A. Barron: I think I'm good until Felipe comes back. It's hard to say where everything is solidly until the end of the year. Felipe has been in the car from Day 1 and as soon as he gets better he'll be back in. As long as I get the call to drive the car, I'll just put my head down and do the best I can once I get the call.
Q: Have you watched the tape of the race now?
A. Barron: No I have been so busy, but everybody said it was exciting I can't wait to watch.
Q: We have had about five close finishes in the league, and it seems always the guy that's on the outside seems to be able sneak over the line first, is there any reason to that?
A. Barron: I think being up on more of the banking of the track there's not as much scrub with the car, so the car seems to move forward a little bit quicker. But it's tossup, because on the inside you have shorter distance to go. It just depends on where you're at and how you attack at the end of the race. I would say definitely to get the slingshot from (Turn) 4 most of the tracks you run on you're going downhill usually you can get a little bit more ahead coming off of (Turn) 4 vs. coming off of (Turn) 2.
Q: You have driven 20 races in IRL and 17 you have been running at the finish, and I think last year you went for a long run there where you never finished lower than 12th. Do you think with that kind of performance, and since you bring the car home that you would get a more serious look for a ride?
A. Barron: I think a lot of the owners look at it that way. I have been getting some calls pretty frequently lately even before this ride. Again, like to get back in full time and run. I want to make sure it's in a competitive car, and I want to go after a championship. I haven't had a chance to do that for a long time. That's what I'm really seriously looking at for 2004.
Q: Last year you drove for Larry Blair, then you drove for Penske and now you are driving for Mo Nunn. Compare the differences between those three car owners.
A. Barron: Larry Blair, a very genuine guy.
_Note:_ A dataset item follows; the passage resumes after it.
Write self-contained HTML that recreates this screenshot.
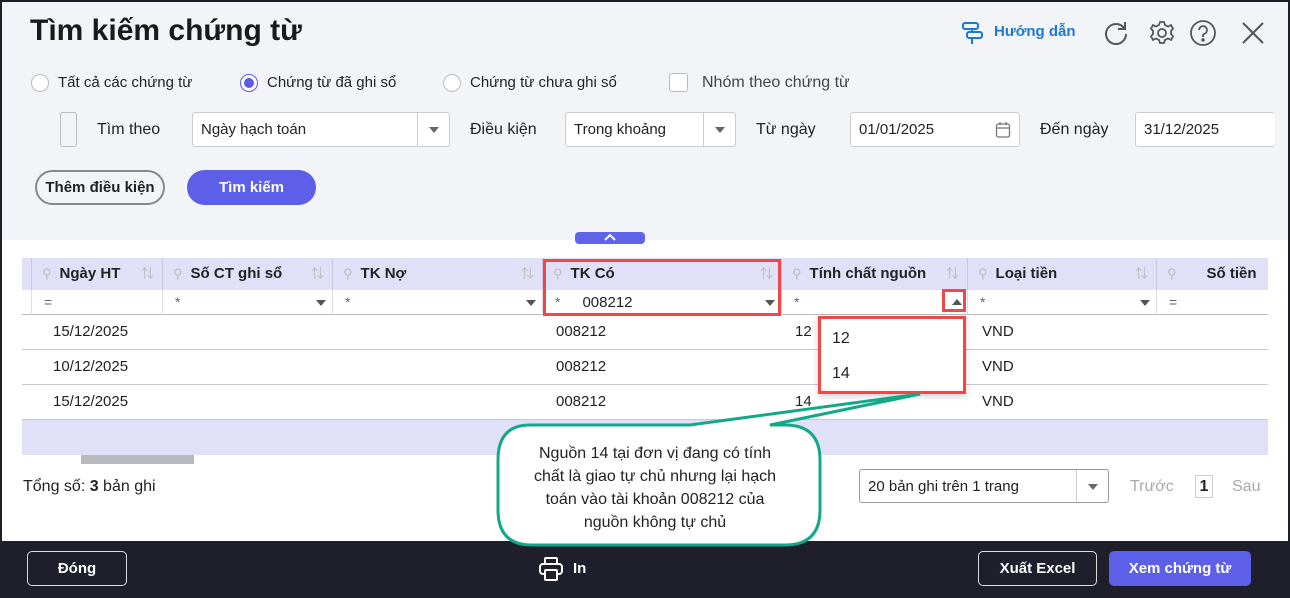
<!DOCTYPE html>
<html><head><meta charset="utf-8"><style>
*{margin:0;padding:0;box-sizing:border-box}
body{width:1290px;height:598px;overflow:hidden;font-family:"Liberation Sans","Noto Sans CJK SC",sans-serif;font-size:15px;color:#222;background:#1e1f2b;position:relative}
.a{position:absolute}
.top{left:2px;top:2px;width:1286px;height:238px;background:#f3f4f8}
.mid{left:2px;top:240px;width:1286px;height:301px;background:#fff}
.rad{width:18px;height:18px;border:1px solid #bbb;border-radius:50%;background:#fff}
.inp{background:#fff;border:1px solid #ccc;border-radius:3px;height:35px;padding:0 8px;line-height:33px;font-size:15px}
.dd{position:absolute;right:0;top:0;width:32px;height:33px;border-left:1px solid #ccc}
.dd:after{content:"";position:absolute;left:11px;top:14px;border:5px solid transparent;border-top:6px solid #666}
.th{top:258px;height:32px;background:#e0e0f8;font-weight:bold;font-size:15px;line-height:32px;border-right:1px solid #c8c8e0}
.fr{top:290px;height:25px;background:#fff;border-right:1px solid #ddd;border-bottom:1px solid #bbb;font-size:14px;color:#666;line-height:25px}
.row{left:22px;width:1246px;height:1px;background:#c8c8d4}
.c{font-size:15px;line-height:34px}
.pin{color:#bbb;font-weight:normal;margin:0 8px 0 10px;font-size:13px}
.srt{position:absolute;right:8px;top:0;color:#bbb;font-weight:normal;font-size:13px}
.btn{border-radius:5px;font-weight:bold;color:#fff;text-align:center;font-size:15px}
</style></head><body>
<div class="a top"></div><div class="a mid"></div>
<div class="a" style="left:30px;top:14px;font-size:30px;font-weight:bold;color:#1a1a1a">Tìm kiếm chứng từ</div>
<svg class="a" style="left:960px;top:20px" width="26" height="26" viewBox="0 0 26 26" fill="none" stroke="#1a78d6" stroke-width="2"><rect x="3" y="3" width="15" height="6" rx="2"/><rect x="7" y="12" width="15" height="6" rx="2"/><path d="M12 9v3M12 18v6"/></svg>
<div class="a" style="left:994px;top:23px;color:#1a78d6;font-weight:bold;font-size:15px">Hướng dẫn</div>
<svg class="a" style="left:1102px;top:19px" width="28" height="28" viewBox="0 0 28 28" fill="none" stroke="#555" stroke-width="2"><path d="M22 9A10 10 0 1 0 24 15"/><path d="M23 3v7h-7"/></svg>
<svg class="a" style="left:1148px;top:19px" width="28" height="28" viewBox="0 0 28 28" fill="none" stroke="#555" stroke-width="1.8"><circle cx="14" cy="14" r="4"/><path d="M12 3h4l1 3 3 1.5 3-1.5 2 3.5-2 2.5v3l2 2.5-2 3.5-3-1.5-3 1.5-1 3h-4l-1-3-3-1.5-3 1.5-2-3.5 2-2.5v-3l-2-2.5 2-3.5 3 1.5 3-1.5z"/></svg>
<svg class="a" style="left:1189px;top:19px" width="28" height="28" viewBox="0 0 28 28" fill="none" stroke="#555" stroke-width="1.8"><circle cx="14" cy="14" r="12"/><path d="M10 11a4 4 0 1 1 5 4c-1 .5-1 1-1 3"/><circle cx="14" cy="21" r=".8" fill="#555"/></svg>
<svg class="a" style="left:1240px;top:20px" width="26" height="26" viewBox="0 0 26 26" stroke="#555" stroke-width="2"><path d="M3 3l20 20M23 3L3 23"/></svg>

<div class="a rad" style="left:31px;top:74px"></div><div class="a" style="left:58px;top:74px">Tất cả các chứng từ</div>
<div class="a rad" style="left:240px;top:74px;border-color:#5b5be8"><div style="margin:3px;width:10px;height:10px;border-radius:50%;background:#5b5be8"></div></div><div class="a" style="left:267px;top:74px">Chứng từ đã ghi sổ</div>
<div class="a rad" style="left:443px;top:74px"></div><div class="a" style="left:470px;top:74px">Chứng từ chưa ghi sổ</div>
<div class="a" style="left:669px;top:73px;width:19px;height:19px;border:1px solid #bbb;border-radius:3px;background:#fff"></div><div class="a" style="left:702px;top:74px;color:#444;font-size:16px">Nhóm theo chứng từ</div>

<div class="a" style="left:60px;top:112px;width:17px;height:35px;border:1px solid #bbb;border-radius:3px;background:#f3f4f8"></div>
<div class="a" style="left:97px;top:121px;font-size:16px">Tìm theo</div>
<div class="a inp" style="left:192px;top:112px;width:258px">Ngày hạch toán<div class="dd"></div></div>
<div class="a" style="left:470px;top:121px;font-size:16px">Điều kiện</div>
<div class="a inp" style="left:565px;top:112px;width:171px">Trong khoảng<div class="dd"></div></div>
<div class="a" style="left:756px;top:121px;font-size:16px">Từ ngày</div>
<div class="a inp" style="left:850px;top:112px;width:170px">01/01/2025
<svg class="a" style="right:8px;top:8px" width="16" height="18" viewBox="0 0 16 18" fill="none" stroke="#777" stroke-width="1.3"><rect x="1.5" y="3" width="13" height="13" rx="2"/><path d="M1.5 7h13M5 1v3M11 1v3"/></svg></div>
<div class="a" style="left:1040px;top:121px;font-size:16px">Đến ngày</div>
<div class="a inp" style="left:1135px;top:112px;width:140px;border-right:none">31/12/2025</div>

<div class="a" style="left:35px;top:170px;width:130px;height:35px;border:2px solid #888;border-radius:18px;font-weight:bold;text-align:center;line-height:31px;font-size:15px">Thêm điều kiện</div>
<div class="a btn" style="left:187px;top:170px;width:129px;height:35px;border-radius:18px;background:#5d5fe8;line-height:35px">Tìm kiếm</div>
<div class="a" style="left:575px;top:232px;width:70px;height:12px;border-radius:4px;background:#6163e8"><svg style="display:block;margin:1px auto" width="14" height="9" viewBox="0 0 14 9" fill="none" stroke="#fff" stroke-width="2"><path d="M2 7l5-5 5 5"/></svg></div>

<div class="a th" style="left:22px;width:10px"></div>
<div class="a th" style="left:32px;width:131px"><span class="pin">⚲</span>Ngày HT<span class="srt">⇅</span></div>
<div class="a th" style="left:163px;width:170px"><span class="pin">⚲</span>Số CT ghi sổ<span class="srt">⇅</span></div>
<div class="a th" style="left:333px;width:210px"><span class="pin">⚲</span>TK Nợ<span class="srt">⇅</span></div>
<div class="a th" style="left:543px;width:239px"><span class="pin">⚲</span>TK Có<span class="srt">⇅</span></div>
<div class="a th" style="left:782px;width:186px"><span class="pin">⚲</span>Tính chất nguồn<span class="srt">⇅</span></div>
<div class="a th" style="left:968px;width:189px"><span class="pin">⚲</span>Loại tiền<span class="srt">⇅</span></div>
<div class="a th" style="left:1157px;width:111px;border-right:none"><span class="pin" style="margin-right:30px">⚲</span>Số tiền</div>
<div class="a fr" style="left:22px;width:10px"></div>
<div class="a fr" style="left:32px;width:131px;padding-left:12px">=</div>
<div class="a fr" style="left:163px;width:170px;padding-left:12px">*</div>
<div class="a fr" style="left:333px;width:210px;padding-left:12px">*</div>
<div class="a fr" style="left:543px;width:239px;padding-left:12px">*<span style="color:#222;margin-left:22px;font-size:15px">008212</span></div>
<div class="a fr" style="left:782px;width:186px;padding-left:12px">*</div>
<div class="a fr" style="left:968px;width:189px;padding-left:12px">*</div>
<div class="a fr" style="left:1157px;width:111px;padding-left:12px;border-right:none">=</div>
<div class="a" style="left:316px;top:300px;border:5px solid transparent;border-top:6px solid #555"></div>
<div class="a" style="left:526px;top:300px;border:5px solid transparent;border-top:6px solid #555"></div>
<div class="a" style="left:765px;top:300px;border:5px solid transparent;border-top:6px solid #555"></div>
<div class="a" style="left:1140px;top:300px;border:5px solid transparent;border-top:6px solid #555"></div>
<div class="a" style="left:952px;top:294px;border:5px solid transparent;border-bottom:6px solid #555"></div>
<div class="a row" style="top:349px"></div><div class="a row" style="top:384px"></div><div class="a row" style="top:419px"></div>
<div class="a" style="left:22px;top:420px;width:1246px;height:35px;background:#e0e0f8"></div>
<div class="a c" style="left:53px;top:315px">15/12/2025</div><div class="a c" style="left:53px;top:350px">10/12/2025</div><div class="a c" style="left:53px;top:385px">15/12/2025</div>
<div class="a c" style="left:556px;top:315px">008212</div><div class="a c" style="left:556px;top:350px">008212</div><div class="a c" style="left:556px;top:385px">008212</div>
<div class="a c" style="left:795px;top:315px">12</div><div class="a c" style="left:795px;top:385px">14</div>
<div class="a c" style="left:982px;top:315px">VND</div><div class="a c" style="left:982px;top:350px">VND</div><div class="a c" style="left:982px;top:385px">VND</div>
<div class="a" style="left:543px;top:259px;width:238px;height:57px;border:3px solid #f04848"></div>
<div class="a" style="left:942px;top:289px;width:24px;height:23px;border:3px solid #f04848"></div>
<div class="a" style="left:818px;top:316px;width:148px;height:78px;background:#fff;border:3px solid #f04848;box-shadow:0 2px 6px rgba(0,0,0,.2)"></div>
<div class="a" style="left:832px;top:330px;font-size:16px">12</div><div class="a" style="left:832px;top:365px;font-size:16px">14</div>
<div class="a" style="left:81px;top:455px;width:113px;height:9px;background:#b8b9be"></div>
<div class="a" style="left:23px;top:478px;font-size:16px">Tổng số: <b>3</b> bản ghi</div>
<div class="a inp" style="left:859px;top:469px;width:250px;height:34px;border-color:#999">20 bản ghi trên 1 trang<div class="dd"></div></div>
<div class="a" style="left:1130px;top:478px;color:#aaa;font-size:16px">Trước</div>
<div class="a" style="left:1195px;top:475px;width:18px;height:23px;border:1px solid #ccc;font-weight:bold;text-align:center;line-height:22px;font-size:16px">1</div>
<div class="a" style="left:1232px;top:478px;color:#aaa;font-size:16px">Sau</div>
<svg class="a" style="left:0;top:0" width="1290" height="598"><path d="M530 425 L690 425 L920 394 L770 425 L785 425 Q820 425 820 460 L820 510 Q820 545 785 545 L532 545 Q498 545 498 510 L498 460 Q498 425 530 425 Z" fill="#fff" stroke="#14a88a" stroke-width="3"/></svg>
<div class="a" style="left:496px;top:442px;width:318px;text-align:center;font-size:16px;line-height:23px;color:#222">Nguồn 14 tại đơn vị đang có tính<br>chất là giao tự chủ nhưng lại hạch<br>toán vào tài khoản 008212 của<br>nguồn không tự chủ</div>
<div class="a btn" style="left:27px;top:551px;width:100px;height:35px;border:1px solid #ddd;line-height:33px;background:#1e1f2b">Đóng</div>
<svg class="a" style="left:537px;top:555px" width="28" height="28" viewBox="0 0 28 28" fill="none" stroke="#fff" stroke-width="2"><rect x="8" y="3" width="12" height="6" rx="1"/><rect x="3" y="9" width="22" height="10" rx="3"/><rect x="8" y="15" width="12" height="10" rx="1" fill="#1e1f2b"/></svg>
<div class="a btn" style="left:573px;top:560px">In</div>
<div class="a btn" style="left:978px;top:551px;width:119px;height:35px;border:1px solid #ddd;line-height:33px">Xuất Excel</div>
<div class="a btn" style="left:1109px;top:551px;width:142px;height:35px;background:#5d5fe8;line-height:35px">Xem chứng từ</div>
</body></html>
I loved working for him. He hasn't been around racing for a long time, but he's a fast learner. He put a lot of people in key positions to do the jobs, oversee the team. Roger Penske, obviously it's a very professional team, a great sponsorship, very successful, a great guy to drive for. And Morris, I remember Morris as the great engineer when he was engineering Zanardi and Montoya in CART. So quite a bit of a difference between the three. I got to spend a little bit of time with Morris over the last week. There's a lot of things about him I didn't know, because I didn't get a chance to sit down and talk to him. It's just been a great experience for me to work with people like that, the variety I've seen. You can't say enough about the people worked for when you work for people like that.
Q: What were some of the things about Mo that you learned about?
A. Barron: A lot of the old stories he has. It's pretty amazing some of the stuff he's seen. Pretty dramatic some of the places he's been, people's he's worked with. I didn't know there was that much history was there. I didn't know until maybe a couple of months ago that he owned a Formula One team back in past.
Q: And one other question. During the time you are off, how do you keep working out and keeping a tough mental attitude?
A. Barron: The mental aspect of it is definitely tough when you're watching everybody running around the track racing. But I always go back to karting. I do a lot of shifter karting, go out and do a lot of development. I have my own chassis now. It's call the Barron Avante. It's here in the States. A lot of the young kids I help out when I'm back at home and have some and try to give them some guidance on how to get up the ladder.
Q: There was release from Toyota after the race where Jim Aust called you the best kept secret in the sport, and I am thinking that can be a complement or it can be an insult.
A. Barron: Well from Jim, I take that as a complement for sure, he has been a guy that I have spent time with when I haven't been driving. Going over and seeing all the guys from Toyota, and he has always been inspirational, you know 'keeping you head down, you'll get a shot at it. He's made some calls for me and they have been great to me.
J. Shorts*: What I was really wondering is that the performances you have had in both series, do you ever think why the hell am I a secret to anybody out here?
A. Barron: I mean sometimes it's definitely rough. Some of the decisions and a lot of them are out of your control. Sometimes you go wow, why does it work like that? The only thing you can do is look at the positive side of it and put yourself in a position where you can get a chance to prove yourself.
Q: Alex when you went into that spin, what was going through your mind?
A. Barron: The main thing was dropping in the field and trying not to damage the car. We were fortunate enough that it came back down in the infield and when it caught air coming back on the frontstraight, it didn't damage anyting. I was saying 'Wow, Scheckter came down on me and I was trying to get the car going again and it turned out it just looked like there was a lot of bad air and it was one of those racing instances. It was tough, I had to regroup and the guys had to settle me down. We just had to put tires and the car and go after the win again.
Q: When it started did you think what a great way it is to end like this.
A. Barron: It was fantastic everyone was just glowing after the race and I think it shows what kind of team Mo Nunn is and I think we can build on this and try to do well here in the upcoming races.
Q: You had the ride because of Felipe in the Kansas. Do you stay in conversation with him?
A. Barron: Most of all he is a very genuine individual and I have known him for several years now. He one of the drivers you could sit down with and have a conversation with. Working with Tora (Takagi), doing spotting and driving Arie's car at Indy, being involved with Mo Nunn and talked quite a bit and he is going through a rough time right now and working to get back in shape and trying to get back in the car. I can relate to some of the emotions. I'm sure he's looking to get back in the car and getting back after it.
K. Johnson: Talk about the way they have the car set up.
A. Barron: I think working with Ian Watt engineering the car and it's his first year in the IRL and we've just been trying a lot of things. We haven't had a lot of testing time and the other car with David Cripps, he's been involved with the IRL for a long time. We know a lot about the cars and we've just all been working together as a two car team. We seem to get progress quite quickly with the cars and I think that's what it takes on a race weekend.